Brookemont has a Yukon gold prospect and an aluminous clay and rare earths prospect in Quebec’s Gaspe region, as well as nearly 3,400 hectares of REE prospects in the vicinity of Commerce Resources’ (TSXv: CCE) Ashram REE deposit, which is advancing towards pre-feasibility.

TAD and Brookemont share the same president, CFO and two of three directors.

As the vendor who turned Zenyatta West over to Bluenose, Tony Beruschi answers the “why now” question by saying, “I guess a better question might be, ‘Why wasn’t it done earlier?’ In the old days, people would have been all over that thing,” he tells ResourceClips.com. “It seems a sign of the times that such a great opportunity as Zenyatta hasn’t been covered over with staking. There should have been a staking rush there.”

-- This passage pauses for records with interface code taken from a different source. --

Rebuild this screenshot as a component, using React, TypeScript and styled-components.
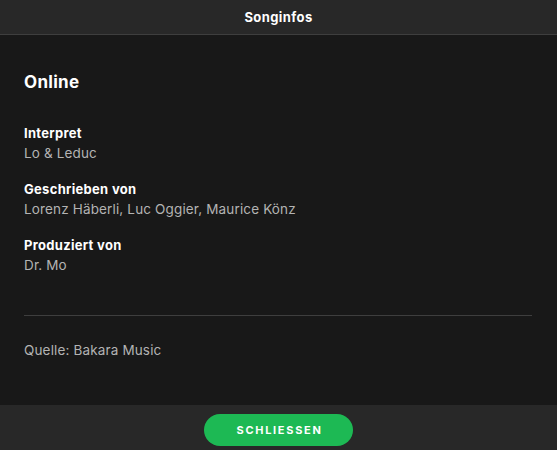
import React from "react";
import styled, { createGlobalStyle } from "styled-components";

const Global = createGlobalStyle`
  html, body { margin: 0; padding: 0; height: 100%; background: #181818; }
  #root { height: 100%; }
  * { box-sizing: border-box; }
`;

const Dialog = styled.div`
  height: 100vh;
  display: flex;
  flex-direction: column;
  font-family: Inter, "Liberation Sans", sans-serif;
  color: #fff;
  background: #181818;
`;

const Header = styled.header`
  height: 35px;
  flex: none;
  display: flex;
  align-items: center;
  justify-content: center;
  background: #282828;
  border-bottom: 1px solid #3e3e3e;
  font-size: 13px;
  font-weight: 700;
  letter-spacing: 0.4px;
`;

const Body = styled.main`
  flex: 1;
  padding: 35px 25px 0 24px;
  display: flex;
  flex-direction: column;
`;

const Title = styled.h1`
  margin: 0 0 29px;
  font-size: 17px;
  line-height: 24px;
  font-weight: 700;
  letter-spacing: 0.3px;
`;

const Credits = styled.dl`
  margin: 0;
  display: flex;
  flex-direction: column;
  gap: 16px;
`;

const Group = styled.div`
  display: flex;
  flex-direction: column;
`;

const Label = styled.dt`
  font-size: 13px;
  line-height: 20px;
  font-weight: 700;
  letter-spacing: 0.3px;
  color: #fff;
`;

const Value = styled.dd`
  margin: 0;
  font-size: 13.5px;
  line-height: 20px;
  letter-spacing: 0.15px;
  color: #b3b3b3;
`;

const Divider = styled.hr`
  margin: 40px 0 24px;
  border: none;
  border-top: 1px solid #3e3e3e;
  height: 0;
`;

const Source = styled.p`
  margin: 0;
  font-size: 13.5px;
  line-height: 20px;
  letter-spacing: 0.15px;
  color: #b3b3b3;
`;

const Footer = styled.footer`
  height: 45px;
  flex: none;
  background: #282828;
  display: flex;
  justify-content: center;
  padding-top: 9px;
`;

const CloseButton = styled.button`
  width: 149px;
  height: 32px;
  border: none;
  border-radius: 16px;
  background: #1db954;
  color: #fff;
  font-family: Inter, "Liberation Sans", sans-serif;
  font-size: 11px;
  font-weight: 700;
  letter-spacing: 1.7px;
  padding: 0 0 0 2px;
  cursor: pointer;
`;

const credits = [
  { label: "Interpret", value: "Lo & Leduc" },
  { label: "Geschrieben von", value: "Lorenz Häberli, Luc Oggier, Maurice Könz" },
  { label: "Produziert von", value: "Dr. Mo" },
];

export default function App() {
  return (
    <>
      <Global />
      <Dialog>
        <Header>Songinfos</Header>
        <Body>
          <Title>Online</Title>
          <Credits>
            {credits.map((c) => (
              <Group key={c.label}>
                <Label>{c.label}</Label>
                <Value>{c.value}</Value>
              </Group>
            ))}
          </Credits>
          <Divider />
          <Source>Quelle: Bakara Music</Source>
        </Body>
        <Footer>
          <CloseButton>SCHLIESSEN</CloseButton>
        </Footer>
      </Dialog>
    </>
  );
}
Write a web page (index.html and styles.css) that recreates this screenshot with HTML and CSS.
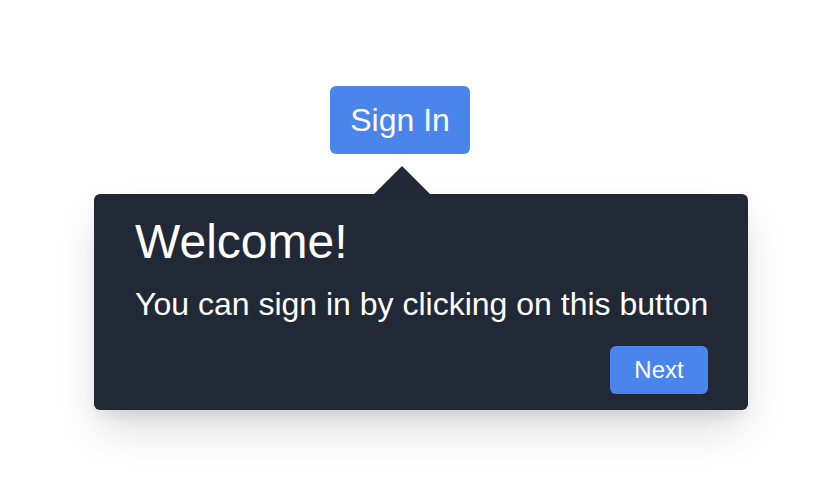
FILE: index.html
```html
<!DOCTYPE html>
<html lang="en">
<head>
<meta charset="utf-8">
<title>Sign In tour</title>
<link rel="stylesheet" href="styles.css">
</head>
<body>
<main class="stage">
  <div class="anchor">
    <button class="btn btn-signin" type="button">Sign In</button>
    <div class="tour" role="dialog" aria-labelledby="tour-title">
      <span class="tour-arrow"></span>
      <div class="tour-card">
        <h2 class="tour-title" id="tour-title">Welcome!</h2>
        <p class="tour-text">You can sign in by clicking on this button</p>
        <div class="tour-actions">
          <button class="btn btn-next" type="button">Next</button>
        </div>
      </div>
    </div>
  </div>
</main>
</body>
</html>
```

FILE: styles.css
```css
* { box-sizing: border-box; }

html, body {
  margin: 0;
  padding: 0;
  background: #ffffff;
  font-family: "Liberation Sans", Arial, Helvetica, sans-serif;
}

.stage {
  width: 836px;
  height: 488px;
  padding: 86px 0 0 330px;
}

.anchor {
  position: relative;
  display: inline-block;
}

.btn {
  border: 0;
  margin: 0;
  color: #ffffff;
  background: #4a85ec;
  font-family: inherit;
  cursor: pointer;
  border-radius: 6px;
}

.btn-signin {
  display: block;
  width: 140px;
  height: 68px;
  padding: 0;
  font-size: 32px;
  line-height: 68px;
}

.tour {
  position: absolute;
  top: 80px;
  left: -236px;
  width: 654px;
}

.tour-arrow {
  display: block;
  width: 0;
  height: 0;
  margin-left: 280px;
  border-left: 28px solid transparent;
  border-right: 28px solid transparent;
  border-bottom: 28px solid #222936;
}

.tour-card {
  background: #222936;
  border-radius: 6px;
  padding: 20px 40px 16px 41px;
  color: #ffffff;
  box-shadow: 0 22px 40px -6px rgba(0, 0, 0, 0.16), 0 8px 14px -4px rgba(0, 0, 0, 0.08);
}

.tour-title {
  margin: 0;
  font-size: 48px;
  line-height: 56px;
  font-weight: 400;
}

.tour-text {
  margin: 14px 0 0;
  font-size: 32px;
  line-height: 40px;
  white-space: nowrap;
}

.tour-actions {
  display: flex;
  justify-content: flex-end;
  margin-top: 22px;
}

.btn-next {
  width: 98px;
  height: 48px;
  padding: 0;
  font-size: 24px;
  line-height: 48px;
}
```
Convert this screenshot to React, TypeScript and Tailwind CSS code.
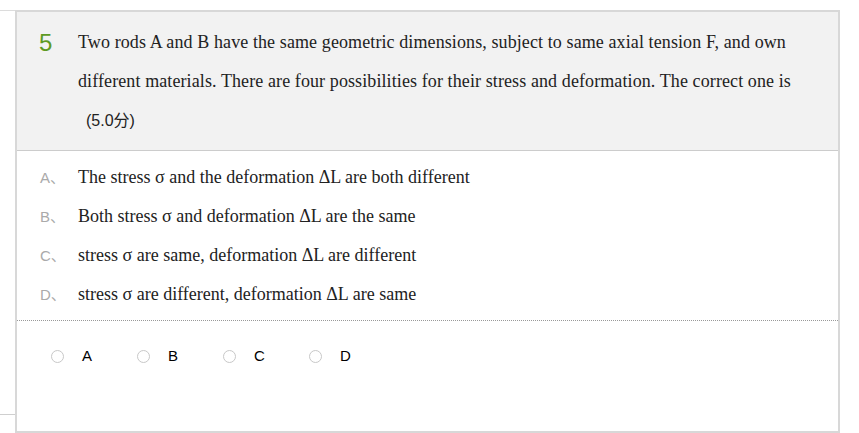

He says he began looking at the area last June, when he was offered a number of deals in different regions. “I really liked what Zenyatta was doing and investigated whether there was any open ground in the area. I was kind of shocked when I saw that there was.” Staking was stymied, however, by “brutal” terrain.

With Bluenose currently holding dot-H status on the TSXV’s NEX board, Beruschi says its new acquisition can help “reactivate” the company. To what extent any of the companies share in Zenyatta’s success remains to be seen. But Beruschi says Zenyatta “created a model for working there.” With a geologist who’s experienced in graphite, he says Bluenose “will do its exploration based in part on what Zenyatta’s saying.”

Albany’s maiden resource will follow Zenyatta’s current drill campaign, scheduled to end in late August.